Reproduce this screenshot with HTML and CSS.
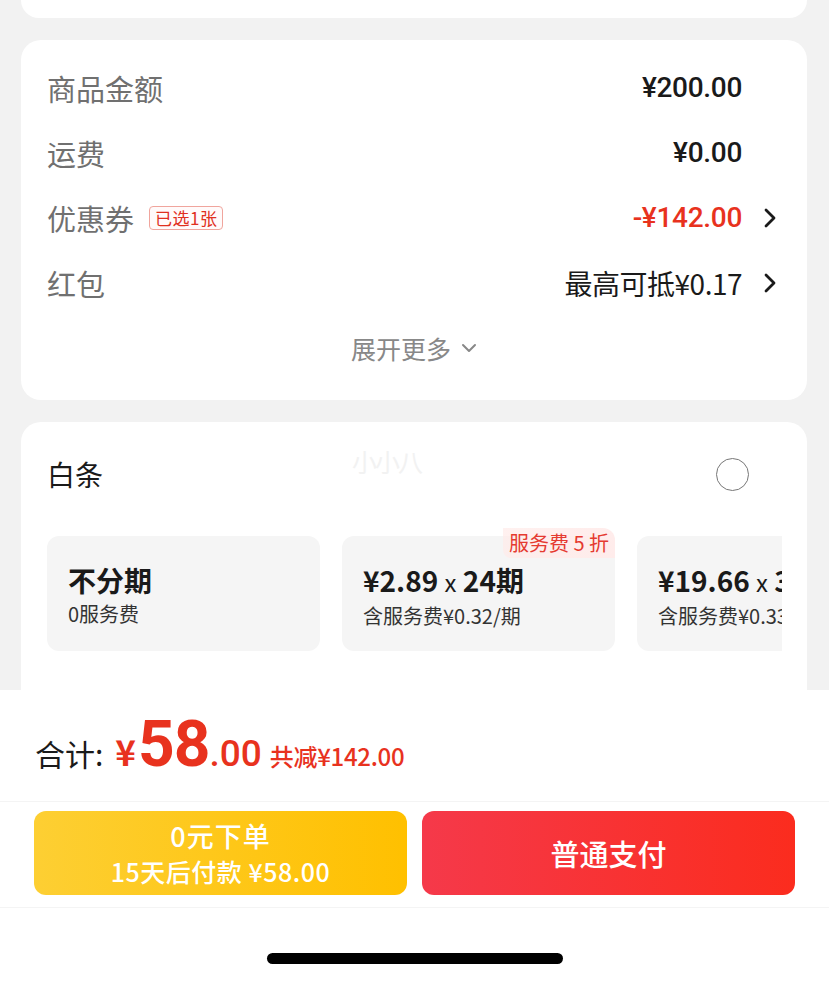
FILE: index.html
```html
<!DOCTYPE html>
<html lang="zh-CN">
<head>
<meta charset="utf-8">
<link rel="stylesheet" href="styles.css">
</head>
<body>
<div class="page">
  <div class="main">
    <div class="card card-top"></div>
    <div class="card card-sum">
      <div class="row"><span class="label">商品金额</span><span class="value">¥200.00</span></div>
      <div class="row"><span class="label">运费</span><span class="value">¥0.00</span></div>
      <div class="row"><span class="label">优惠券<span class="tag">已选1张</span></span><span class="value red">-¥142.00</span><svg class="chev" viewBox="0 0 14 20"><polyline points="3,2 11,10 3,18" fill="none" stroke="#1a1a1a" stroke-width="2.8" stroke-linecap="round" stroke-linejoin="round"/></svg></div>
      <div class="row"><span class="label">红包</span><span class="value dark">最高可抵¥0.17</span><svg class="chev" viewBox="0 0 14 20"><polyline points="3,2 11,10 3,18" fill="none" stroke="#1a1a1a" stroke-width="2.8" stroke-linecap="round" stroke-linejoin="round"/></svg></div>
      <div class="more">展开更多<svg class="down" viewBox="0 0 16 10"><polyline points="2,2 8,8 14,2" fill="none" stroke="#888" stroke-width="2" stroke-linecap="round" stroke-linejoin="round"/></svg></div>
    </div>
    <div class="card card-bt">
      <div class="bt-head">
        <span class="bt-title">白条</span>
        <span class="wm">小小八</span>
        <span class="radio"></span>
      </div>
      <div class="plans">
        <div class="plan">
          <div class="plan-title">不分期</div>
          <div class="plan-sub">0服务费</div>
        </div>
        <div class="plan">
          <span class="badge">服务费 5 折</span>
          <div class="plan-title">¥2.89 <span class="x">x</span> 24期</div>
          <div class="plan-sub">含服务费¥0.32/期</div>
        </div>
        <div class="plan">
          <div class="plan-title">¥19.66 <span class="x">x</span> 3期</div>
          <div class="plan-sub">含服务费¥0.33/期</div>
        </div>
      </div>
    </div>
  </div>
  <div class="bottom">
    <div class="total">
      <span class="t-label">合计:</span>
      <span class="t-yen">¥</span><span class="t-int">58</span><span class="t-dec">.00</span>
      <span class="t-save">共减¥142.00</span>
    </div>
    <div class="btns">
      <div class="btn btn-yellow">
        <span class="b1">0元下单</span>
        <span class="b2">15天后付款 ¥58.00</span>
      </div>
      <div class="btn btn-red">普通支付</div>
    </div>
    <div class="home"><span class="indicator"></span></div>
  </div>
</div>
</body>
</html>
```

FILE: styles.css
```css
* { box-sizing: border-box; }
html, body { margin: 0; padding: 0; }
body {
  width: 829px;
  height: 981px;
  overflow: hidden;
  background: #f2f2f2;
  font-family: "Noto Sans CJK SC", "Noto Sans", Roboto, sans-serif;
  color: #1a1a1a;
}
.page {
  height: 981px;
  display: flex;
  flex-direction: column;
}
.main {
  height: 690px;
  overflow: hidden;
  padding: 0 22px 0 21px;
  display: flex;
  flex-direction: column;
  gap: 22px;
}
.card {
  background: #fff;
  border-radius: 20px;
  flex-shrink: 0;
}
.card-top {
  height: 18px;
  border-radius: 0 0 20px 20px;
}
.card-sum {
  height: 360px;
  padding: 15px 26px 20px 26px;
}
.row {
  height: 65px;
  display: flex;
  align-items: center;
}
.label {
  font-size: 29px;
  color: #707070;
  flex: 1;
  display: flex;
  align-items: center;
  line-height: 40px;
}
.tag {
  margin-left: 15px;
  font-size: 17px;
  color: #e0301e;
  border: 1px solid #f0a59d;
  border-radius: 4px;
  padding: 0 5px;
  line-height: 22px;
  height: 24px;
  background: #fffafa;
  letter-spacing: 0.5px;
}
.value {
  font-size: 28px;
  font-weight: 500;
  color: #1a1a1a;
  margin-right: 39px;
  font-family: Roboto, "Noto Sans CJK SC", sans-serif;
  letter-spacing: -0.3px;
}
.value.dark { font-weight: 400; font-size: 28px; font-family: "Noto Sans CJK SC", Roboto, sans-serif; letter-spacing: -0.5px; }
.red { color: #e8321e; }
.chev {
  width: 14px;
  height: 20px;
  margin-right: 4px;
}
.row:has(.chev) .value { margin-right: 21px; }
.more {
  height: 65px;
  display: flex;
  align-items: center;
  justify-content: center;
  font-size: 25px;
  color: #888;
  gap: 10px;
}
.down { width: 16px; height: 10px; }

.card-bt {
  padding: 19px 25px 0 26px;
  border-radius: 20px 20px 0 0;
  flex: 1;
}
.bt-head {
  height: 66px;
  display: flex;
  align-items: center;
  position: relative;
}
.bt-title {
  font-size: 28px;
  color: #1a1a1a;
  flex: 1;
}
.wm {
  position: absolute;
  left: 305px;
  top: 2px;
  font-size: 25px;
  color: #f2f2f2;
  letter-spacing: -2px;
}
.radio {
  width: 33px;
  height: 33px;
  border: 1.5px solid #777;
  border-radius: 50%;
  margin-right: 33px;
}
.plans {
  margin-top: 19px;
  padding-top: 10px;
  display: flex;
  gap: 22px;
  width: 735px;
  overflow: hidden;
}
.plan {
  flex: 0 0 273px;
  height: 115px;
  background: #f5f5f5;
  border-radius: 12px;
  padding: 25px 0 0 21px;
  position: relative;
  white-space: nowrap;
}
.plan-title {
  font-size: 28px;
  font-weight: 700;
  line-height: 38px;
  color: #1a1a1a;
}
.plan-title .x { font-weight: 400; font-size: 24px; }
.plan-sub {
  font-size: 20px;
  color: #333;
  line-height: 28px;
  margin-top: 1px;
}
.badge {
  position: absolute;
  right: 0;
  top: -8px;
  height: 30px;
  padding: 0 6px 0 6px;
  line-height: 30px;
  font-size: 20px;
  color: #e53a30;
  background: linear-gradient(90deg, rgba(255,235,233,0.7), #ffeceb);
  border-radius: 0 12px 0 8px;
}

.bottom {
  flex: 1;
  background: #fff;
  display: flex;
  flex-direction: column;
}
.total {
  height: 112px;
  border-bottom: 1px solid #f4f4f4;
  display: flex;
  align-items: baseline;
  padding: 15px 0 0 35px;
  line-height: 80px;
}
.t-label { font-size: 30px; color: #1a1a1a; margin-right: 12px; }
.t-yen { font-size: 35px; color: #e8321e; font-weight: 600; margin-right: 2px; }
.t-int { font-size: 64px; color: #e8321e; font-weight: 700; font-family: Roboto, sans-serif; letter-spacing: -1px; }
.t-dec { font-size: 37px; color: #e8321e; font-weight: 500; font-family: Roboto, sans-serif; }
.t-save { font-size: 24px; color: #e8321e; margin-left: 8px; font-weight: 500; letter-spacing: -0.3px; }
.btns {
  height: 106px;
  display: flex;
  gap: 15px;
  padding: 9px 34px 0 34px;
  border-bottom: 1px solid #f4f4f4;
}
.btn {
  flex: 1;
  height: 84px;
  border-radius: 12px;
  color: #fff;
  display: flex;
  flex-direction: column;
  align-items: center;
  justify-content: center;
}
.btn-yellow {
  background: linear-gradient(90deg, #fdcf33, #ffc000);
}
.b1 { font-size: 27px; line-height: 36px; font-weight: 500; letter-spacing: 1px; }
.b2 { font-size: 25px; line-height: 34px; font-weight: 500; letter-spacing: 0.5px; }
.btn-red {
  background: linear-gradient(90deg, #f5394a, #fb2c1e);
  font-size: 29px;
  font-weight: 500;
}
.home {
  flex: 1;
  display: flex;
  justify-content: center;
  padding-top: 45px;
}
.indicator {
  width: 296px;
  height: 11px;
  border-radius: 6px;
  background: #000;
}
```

* [Work to be completed]: Return the full material word for word. Do not include the pictures.

* [Exercise solution]:
Reproduce this screenshot with HTML and CSS.
FILE: index.html
```html
<!DOCTYPE html>
<html lang="zh-CN">
<head>
<meta charset="utf-8">
<link rel="stylesheet" href="styles.css">
</head>
<body>
<div class="page">
  <div class="main">
    <div class="card card-top"></div>
    <div class="card card-sum">
      <div class="row"><span class="label">商品金额</span><span class="value">¥200.00</span></div>
      <div class="row"><span class="label">运费</span><span class="value">¥0.00</span></div>
      <div class="row"><span class="label">优惠券<span class="tag">已选1张</span></span><span class="value red">-¥142.00</span><svg class="chev" viewBox="0 0 14 20"><polyline points="3,2 11,10 3,18" fill="none" stroke="#1a1a1a" stroke-width="2.8" stroke-linecap="round" stroke-linejoin="round"/></svg></div>
      <div class="row"><span class="label">红包</span><span class="value dark">最高可抵¥0.17</span><svg class="chev" viewBox="0 0 14 20"><polyline points="3,2 11,10 3,18" fill="none" stroke="#1a1a1a" stroke-width="2.8" stroke-linecap="round" stroke-linejoin="round"/></svg></div>
      <div class="more">展开更多<svg class="down" viewBox="0 0 16 10"><polyline points="2,2 8,8 14,2" fill="none" stroke="#888" stroke-width="2" stroke-linecap="round" stroke-linejoin="round"/></svg></div>
    </div>
    <div class="card card-bt">
      <div class="bt-head">
        <span class="bt-title">白条</span>
        <span class="wm">小小八</span>
        <span class="radio"></span>
      </div>
      <div class="plans">
        <div class="plan">
          <div class="plan-title">不分期</div>
          <div class="plan-sub">0服务费</div>
        </div>
        <div class="plan">
          <span class="badge">服务费 5 折</span>
          <div class="plan-title">¥2.89 <span class="x">x</span> 24期</div>
          <div class="plan-sub">含服务费¥0.32/期</div>
        </div>
        <div class="plan">
          <div class="plan-title">¥19.66 <span class="x">x</span> 3期</div>
          <div class="plan-sub">含服务费¥0.33/期</div>
        </div>
      </div>
    </div>
  </div>
  <div class="bottom">
    <div class="total">
      <span class="t-label">合计:</span>
      <span class="t-yen">¥</span><span class="t-int">58</span><span class="t-dec">.00</span>
      <span class="t-save">共减¥142.00</span>
    </div>
    <div class="btns">
      <div class="btn btn-yellow">
        <span class="b1">0元下单</span>
        <span class="b2">15天后付款 ¥58.00</span>
      </div>
      <div class="btn btn-red">普通支付</div>
    </div>
    <div class="home"><span class="indicator"></span></div>
  </div>
</div>
</body>
</html>
```

FILE: styles.css
```css
* { box-sizing: border-box; }
html, body { margin: 0; padding: 0; }
body {
  width: 829px;
  height: 981px;
  overflow: hidden;
  background: #f2f2f2;
  font-family: "Noto Sans CJK SC", "Noto Sans", Roboto, sans-serif;
  color: #1a1a1a;
}
.page {
  height: 981px;
  display: flex;
  flex-direction: column;
}
.main {
  height: 690px;
  overflow: hidden;
  padding: 0 22px 0 21px;
  display: flex;
  flex-direction: column;
  gap: 22px;
}
.card {
  background: #fff;
  border-radius: 20px;
  flex-shrink: 0;
}
.card-top {
  height: 18px;
  border-radius: 0 0 20px 20px;
}
.card-sum {
  height: 360px;
  padding: 15px 26px 20px 26px;
}
.row {
  height: 65px;
  display: flex;
  align-items: center;
}
.label {
  font-size: 29px;
  color: #707070;
  flex: 1;
  display: flex;
  align-items: center;
  line-height: 40px;
}
.tag {
  margin-left: 15px;
  font-size: 17px;
  color: #e0301e;
  border: 1px solid #f0a59d;
  border-radius: 4px;
  padding: 0 5px;
  line-height: 22px;
  height: 24px;
  background: #fffafa;
  letter-spacing: 0.5px;
}
.value {
  font-size: 28px;
  font-weight: 500;
  color: #1a1a1a;
  margin-right: 39px;
  font-family: Roboto, "Noto Sans CJK SC", sans-serif;
  letter-spacing: -0.3px;
}
.value.dark { font-weight: 400; font-size: 28px; font-family: "Noto Sans CJK SC", Roboto, sans-serif; letter-spacing: -0.5px; }
.red { color: #e8321e; }
.chev {
  width: 14px;
  height: 20px;
  margin-right: 4px;
}
.row:has(.chev) .value { margin-right: 21px; }
.more {
  height: 65px;
  display: flex;
  align-items: center;
  justify-content: center;
  font-size: 25px;
  color: #888;
  gap: 10px;
}
.down { width: 16px; height: 10px; }

.card-bt {
  padding: 19px 25px 0 26px;
  border-radius: 20px 20px 0 0;
  flex: 1;
}
.bt-head {
  height: 66px;
  display: flex;
  align-items: center;
  position: relative;
}
.bt-title {
  font-size: 28px;
  color: #1a1a1a;
  flex: 1;
}
.wm {
  position: absolute;
  left: 305px;
  top: 2px;
  font-size: 25px;
  color: #f2f2f2;
  letter-spacing: -2px;
}
.radio {
  width: 33px;
  height: 33px;
  border: 1.5px solid #777;
  border-radius: 50%;
  margin-right: 33px;
}
.plans {
  margin-top: 19px;
  padding-top: 10px;
  display: flex;
  gap: 22px;
  width: 735px;
  overflow: hidden;
}
.plan {
  flex: 0 0 273px;
  height: 115px;
  background: #f5f5f5;
  border-radius: 12px;
  padding: 25px 0 0 21px;
  position: relative;
  white-space: nowrap;
}
.plan-title {
  font-size: 28px;
  font-weight: 700;
  line-height: 38px;
  color: #1a1a1a;
}
.plan-title .x { font-weight: 400; font-size: 24px; }
.plan-sub {
  font-size: 20px;
  color: #333;
  line-height: 28px;
  margin-top: 1px;
}
.badge {
  position: absolute;
  right: 0;
  top: -8px;
  height: 30px;
  padding: 0 6px 0 6px;
  line-height: 30px;
  font-size: 20px;
  color: #e53a30;
  background: linear-gradient(90deg, rgba(255,235,233,0.7), #ffeceb);
  border-radius: 0 12px 0 8px;
}

.bottom {
  flex: 1;
  background: #fff;
  display: flex;
  flex-direction: column;
}
.total {
  height: 112px;
  border-bottom: 1px solid #f4f4f4;
  display: flex;
  align-items: baseline;
  padding: 15px 0 0 35px;
  line-height: 80px;
}
.t-label { font-size: 30px; color: #1a1a1a; margin-right: 12px; }
.t-yen { font-size: 35px; color: #e8321e; font-weight: 600; margin-right: 2px; }
.t-int { font-size: 64px; color: #e8321e; font-weight: 700; font-family: Roboto, sans-serif; letter-spacing: -1px; }
.t-dec { font-size: 37px; color: #e8321e; font-weight: 500; font-family: Roboto, sans-serif; }
.t-save { font-size: 24px; color: #e8321e; margin-left: 8px; font-weight: 500; letter-spacing: -0.3px; }
.btns {
  height: 106px;
  display: flex;
  gap: 15px;
  padding: 9px 34px 0 34px;
  border-bottom: 1px solid #f4f4f4;
}
.btn {
  flex: 1;
  height: 84px;
  border-radius: 12px;
  color: #fff;
  display: flex;
  flex-direction: column;
  align-items: center;
  justify-content: center;
}
.btn-yellow {
  background: linear-gradient(90deg, #fdcf33, #ffc000);
}
.b1 { font-size: 27px; line-height: 36px; font-weight: 500; letter-spacing: 1px; }
.b2 { font-size: 25px; line-height: 34px; font-weight: 500; letter-spacing: 0.5px; }
.btn-red {
  background: linear-gradient(90deg, #f5394a, #fb2c1e);
  font-size: 29px;
  font-weight: 500;
}
.home {
  flex: 1;
  display: flex;
  justify-content: center;
  padding-top: 45px;
}
.indicator {
  width: 296px;
  height: 11px;
  border-radius: 6px;
  background: #000;
}
```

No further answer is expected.